■ WHAT TO WORK ON
Every line below is to be copied exactly, with the pictures left out.

■ STORED DATA
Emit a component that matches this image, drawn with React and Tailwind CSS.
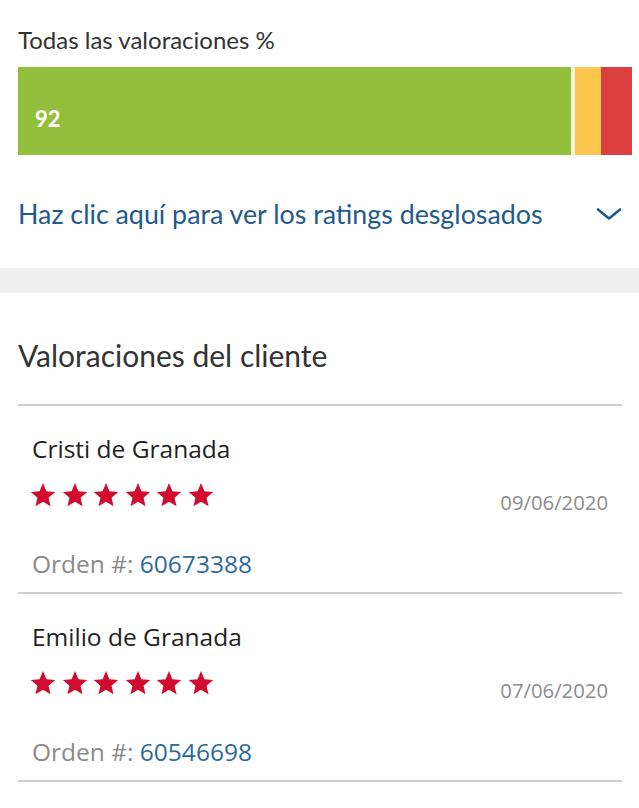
import React from 'react'

const reviews = [
  { name: 'Cristi de Granada', date: '09/06/2020', order: '60673388' },
  { name: 'Emilio de Granada', date: '07/06/2020', order: '60546698' },
]

function Star() {
  return (
    <svg width="28" height="28" viewBox="0 0 24 24" className="shrink-0">
      <path
        d="M12 1.8 14.94 8.75 22.46 9.4 16.76 14.35 18.47 21.7 12 17.8 5.53 21.7 7.24 14.35 1.54 9.4 9.06 8.75Z"
        fill="#d20c2e"
      />
    </svg>
  )
}

function Chevron() {
  return (
    <svg width="26" height="14" viewBox="0 0 26 14" fill="none">
      <path d="M2 2.5 13 11.5 24 2.5" stroke="#1f5a8a" strokeWidth="2.6" strokeLinecap="round" strokeLinejoin="round" />
    </svg>
  )
}

function ReviewItem({ review }) {
  return (
    <div className="mx-[18px] mr-[17px]">
      <div className="px-[14px] pt-[28px]">
        <p className="text-[24.5px] leading-[30px] text-[#222]" style={{ fontFamily: '"Open Sans", sans-serif' }}>
          {review.name}
        </p>
        <div className="flex justify-between items-start">
          <div className="flex items-center gap-[3.5px] h-[30px] mt-[16px] -ml-[2.8px]">
            {[0, 1, 2, 3, 4, 5].map((i) => (
              <Star key={i} />
            ))}
          </div>
          <span className="mt-[25px] text-[20.3px] leading-[26px] text-[#8c8c8c]" style={{ fontFamily: '"Open Sans", sans-serif' }}>
            {review.date}
          </span>
        </div>
        <p className="mt-[34px] text-[24.5px] leading-[30px]" style={{ fontFamily: '"Open Sans", sans-serif' }}>
          <span className="text-[#8a8a8a]">Orden #: </span>
          <span className="text-[#2d6a97]">{review.order}</span>
        </p>
      </div>
      <div className="mt-[13px] h-[2px] bg-[#cfcfcf]" />
    </div>
  )
}

export default function App() {
  return (
    <div className="w-[639px] h-[808px] bg-white overflow-hidden" style={{ fontFamily: 'Lato, sans-serif' }}>
      <div className="pl-[18px] pr-[7px] pt-[26px]">
        <h2 className="text-[24px] leading-[28px] text-[#333]">Todas las valoraciones %</h2>
        <div className="mt-[13px] h-[88px] flex">
          <div className="w-[553px] bg-[#92c03c] flex items-center pl-[17px] pt-[14px]">
            <span className="text-white text-[22px] font-bold">92</span>
          </div>
          <div className="w-[4px] bg-[#fdf3d8]" />
          <div className="w-[26px] bg-[#fbc54e]" />
          <div className="flex-1 bg-[#dc3f3f]" />
        </div>
        <div className="mt-[44px] flex items-center justify-between pr-[10px]">
          <span className="text-[26.8px] leading-[30px] text-[#1f5a8a]">
            Haz clic aquí para ver los ratings desglosados
          </span>
          <Chevron />
        </div>
      </div>
      <div className="mt-[39px] h-[25px] bg-[#efefef]" />
      <div className="pl-[18px] pt-[45px]">
        <h2 className="text-[30px] leading-[34px] text-[#333]">Valoraciones del cliente</h2>
      </div>
      <div className="mx-[18px] mr-[17px] mt-[32px] h-[2px] bg-[#cfcfcf]" />
      {reviews.map((r) => (
        <ReviewItem key={r.order} review={r} />
      ))}
    </div>
  )
}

■ THE COMPLETED TASK
Emit a component that matches this image, drawn with React and Tailwind CSS.
import React from 'react'

const reviews = [
  { name: 'Cristi de Granada', date: '09/06/2020', order: '60673388' },
  { name: 'Emilio de Granada', date: '07/06/2020', order: '60546698' },
]

function Star() {
  return (
    <svg width="28" height="28" viewBox="0 0 24 24" className="shrink-0">
      <path
        d="M12 1.8 14.94 8.75 22.46 9.4 16.76 14.35 18.47 21.7 12 17.8 5.53 21.7 7.24 14.35 1.54 9.4 9.06 8.75Z"
        fill="#d20c2e"
      />
    </svg>
  )
}

function Chevron() {
  return (
    <svg width="26" height="14" viewBox="0 0 26 14" fill="none">
      <path d="M2 2.5 13 11.5 24 2.5" stroke="#1f5a8a" strokeWidth="2.6" strokeLinecap="round" strokeLinejoin="round" />
    </svg>
  )
}

function ReviewItem({ review }) {
  return (
    <div className="mx-[18px] mr-[17px]">
      <div className="px-[14px] pt-[28px]">
        <p className="text-[24.5px] leading-[30px] text-[#222]" style={{ fontFamily: '"Open Sans", sans-serif' }}>
          {review.name}
        </p>
        <div className="flex justify-between items-start">
          <div className="flex items-center gap-[3.5px] h-[30px] mt-[16px] -ml-[2.8px]">
            {[0, 1, 2, 3, 4, 5].map((i) => (
              <Star key={i} />
            ))}
          </div>
          <span className="mt-[25px] text-[20.3px] leading-[26px] text-[#8c8c8c]" style={{ fontFamily: '"Open Sans", sans-serif' }}>
            {review.date}
          </span>
        </div>
        <p className="mt-[34px] text-[24.5px] leading-[30px]" style={{ fontFamily: '"Open Sans", sans-serif' }}>
          <span className="text-[#8a8a8a]">Orden #: </span>
          <span className="text-[#2d6a97]">{review.order}</span>
        </p>
      </div>
      <div className="mt-[13px] h-[2px] bg-[#cfcfcf]" />
    </div>
  )
}

export default function App() {
  return (
    <div className="w-[639px] h-[808px] bg-white overflow-hidden" style={{ fontFamily: 'Lato, sans-serif' }}>
      <div className="pl-[18px] pr-[7px] pt-[26px]">
        <h2 className="text-[24px] leading-[28px] text-[#333]">Todas las valoraciones %</h2>
        <div className="mt-[13px] h-[88px] flex">
          <div className="w-[553px] bg-[#92c03c] flex items-center pl-[17px] pt-[14px]">
            <span className="text-white text-[22px] font-bold">92</span>
          </div>
          <div className="w-[4px] bg-[#fdf3d8]" />
          <div className="w-[26px] bg-[#fbc54e]" />
          <div className="flex-1 bg-[#dc3f3f]" />
        </div>
        <div className="mt-[44px] flex items-center justify-between pr-[10px]">
          <span className="text-[26.8px] leading-[30px] text-[#1f5a8a]">
            Haz clic aquí para ver los ratings desglosados
          </span>
          <Chevron />
        </div>
      </div>
      <div className="mt-[39px] h-[25px] bg-[#efefef]" />
      <div className="pl-[18px] pt-[45px]">
        <h2 className="text-[30px] leading-[34px] text-[#333]">Valoraciones del cliente</h2>
      </div>
      <div className="mx-[18px] mr-[17px] mt-[32px] h-[2px] bg-[#cfcfcf]" />
      {reviews.map((r) => (
        <ReviewItem key={r.order} review={r} />
      ))}
    </div>
  )
}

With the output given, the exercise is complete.